— Start Dataset rows —
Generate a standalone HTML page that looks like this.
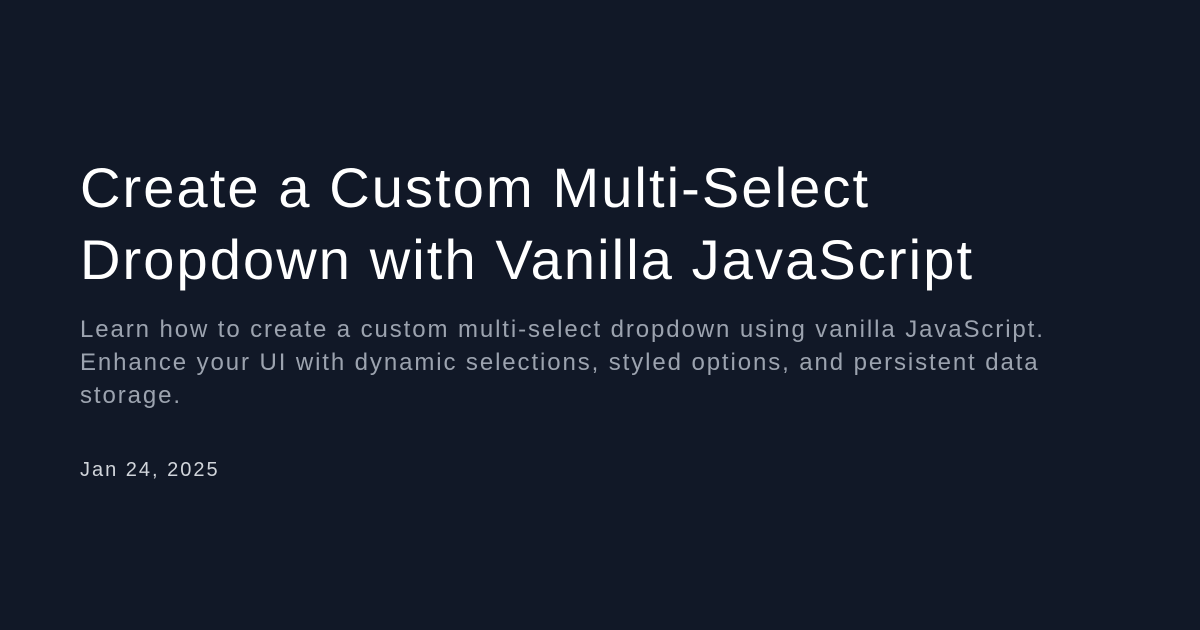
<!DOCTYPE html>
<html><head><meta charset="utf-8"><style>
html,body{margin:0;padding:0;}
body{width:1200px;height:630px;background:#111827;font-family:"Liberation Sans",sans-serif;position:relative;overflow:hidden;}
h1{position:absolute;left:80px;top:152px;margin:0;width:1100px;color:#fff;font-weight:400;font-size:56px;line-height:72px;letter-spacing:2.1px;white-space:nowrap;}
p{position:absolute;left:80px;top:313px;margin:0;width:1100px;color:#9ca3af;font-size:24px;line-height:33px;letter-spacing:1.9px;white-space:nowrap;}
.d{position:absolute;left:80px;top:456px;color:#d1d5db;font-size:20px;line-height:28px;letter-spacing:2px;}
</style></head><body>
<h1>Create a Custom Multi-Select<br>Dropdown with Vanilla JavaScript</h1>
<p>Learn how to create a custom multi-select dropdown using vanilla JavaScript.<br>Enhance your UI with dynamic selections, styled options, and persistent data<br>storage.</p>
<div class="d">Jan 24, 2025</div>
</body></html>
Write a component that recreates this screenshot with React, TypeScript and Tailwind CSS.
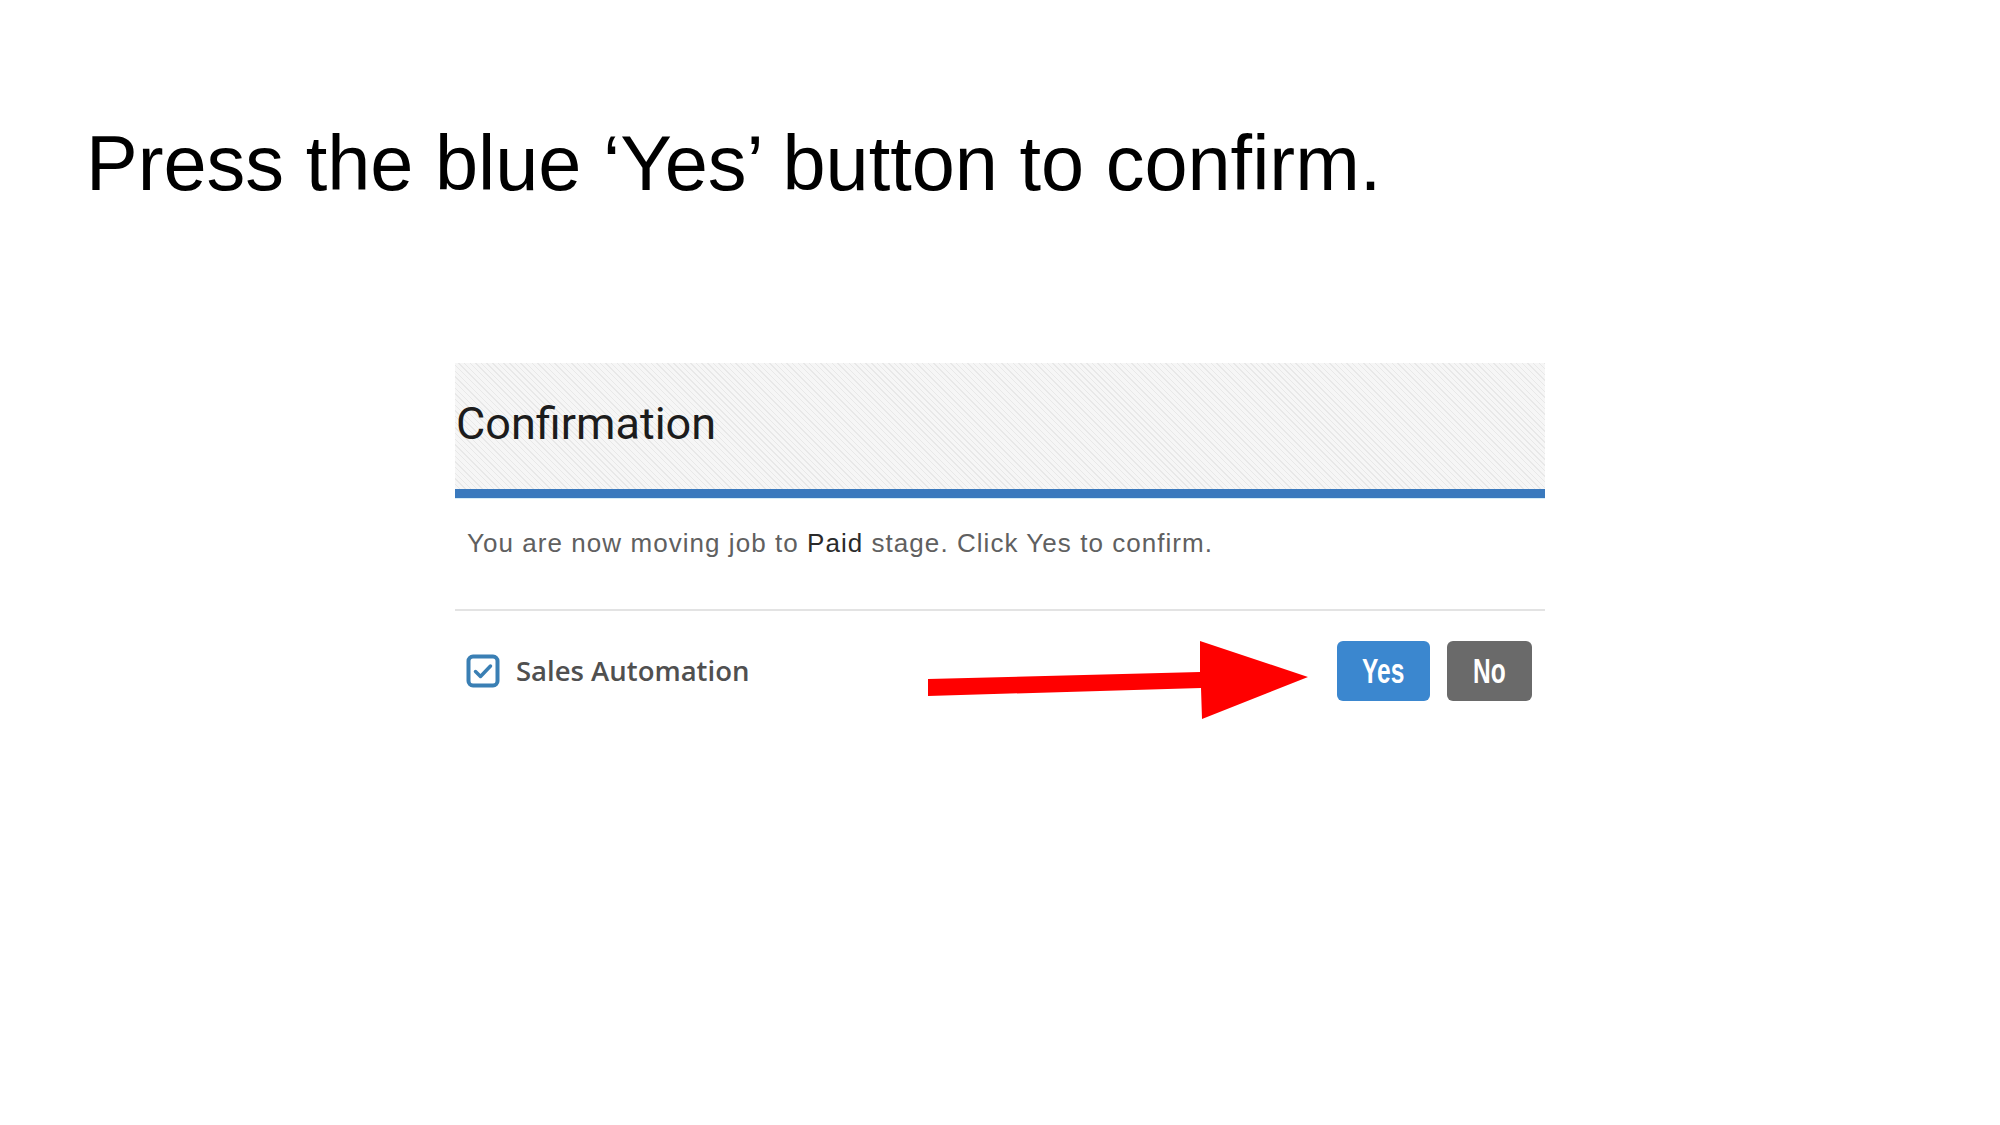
— End Dataset rows —
Copy all the data exactly as written, but skip any picture.

▸ Final result:
Generate a standalone HTML page that looks like this.
<!DOCTYPE html>
<html><head><meta charset="utf-8"><style>
html,body{margin:0;padding:0;}
body{width:1200px;height:630px;background:#111827;font-family:"Liberation Sans",sans-serif;position:relative;overflow:hidden;}
h1{position:absolute;left:80px;top:152px;margin:0;width:1100px;color:#fff;font-weight:400;font-size:56px;line-height:72px;letter-spacing:2.1px;white-space:nowrap;}
p{position:absolute;left:80px;top:313px;margin:0;width:1100px;color:#9ca3af;font-size:24px;line-height:33px;letter-spacing:1.9px;white-space:nowrap;}
.d{position:absolute;left:80px;top:456px;color:#d1d5db;font-size:20px;line-height:28px;letter-spacing:2px;}
</style></head><body>
<h1>Create a Custom Multi-Select<br>Dropdown with Vanilla JavaScript</h1>
<p>Learn how to create a custom multi-select dropdown using vanilla JavaScript.<br>Enhance your UI with dynamic selections, styled options, and persistent data<br>storage.</p>
<div class="d">Jan 24, 2025</div>
</body></html>
Write a component that recreates this screenshot with React, TypeScript and Tailwind CSS.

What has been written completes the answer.